International Collegiate Programming Contest data 2012-2018

Published: 24 July 2019| Version 1 | DOI: 10.17632/5k7xtf582g.1
Contributors:
Rick de Boer, Cassio de Campos

Description

The data consists of a collection of ICPC programming competition results. It contains information about teams and their scores for the problems that were posed to them and which they (tried to) solve. This dataset covers the ICPC competitions of Europe, Latin-America, South Pacific, World Finals, and some of the North American competitions from 2012 up till 2018. The data is divided by topic for easy extraction and/or combination of desired information. In this context, an Entry represents a team and all its information, which has entered in a (single) competition. This also includes the team’s final rank for that competition, their final score, consisting of the number of problems solved, and total time taken.
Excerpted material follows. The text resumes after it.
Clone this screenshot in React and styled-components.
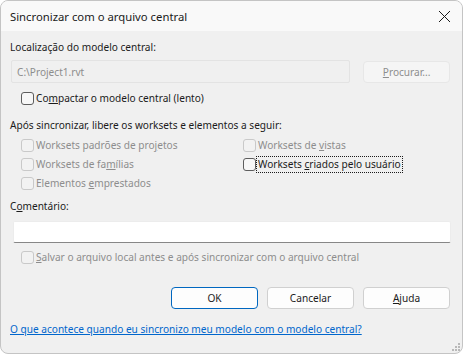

This is the time elapsed from the beginning of a contest till the first accepted submission of a problem, accumulated for each problem, including a penalty for every additional attempt. Note that, in contrast to the team information normally present in the public ICPC data, team names are included in this dataset but cannot be assumed to be completely identical, as the data of the original sources were often not the same as the official ICPC data. A competition stores some meta-information, such as its region, the years it was held (i.e. the years that are present in the data) and the size of the problem set for each year. Finally, a solution represents all input from a single team for a single problem, where the ‘attempts’ are the number of times a team tried to solve a problem and the time is the total time it took to solve. This means that, if no time and only a number of attempts is present, a team did not solve that problem, and if no entry exists for a combination of a team and problem, that particular team has made no attempts on that problem. All five entities described are separate files in the dataset, which can be combined using the corresponding identifiers.

Files

Steps to reproduce

Scoreboards were collected from several sources and processed into raw csv files. These files were semi-automatically structured into the same format, uniformly writing university and country abbriviations. Missing information was then manually filled in.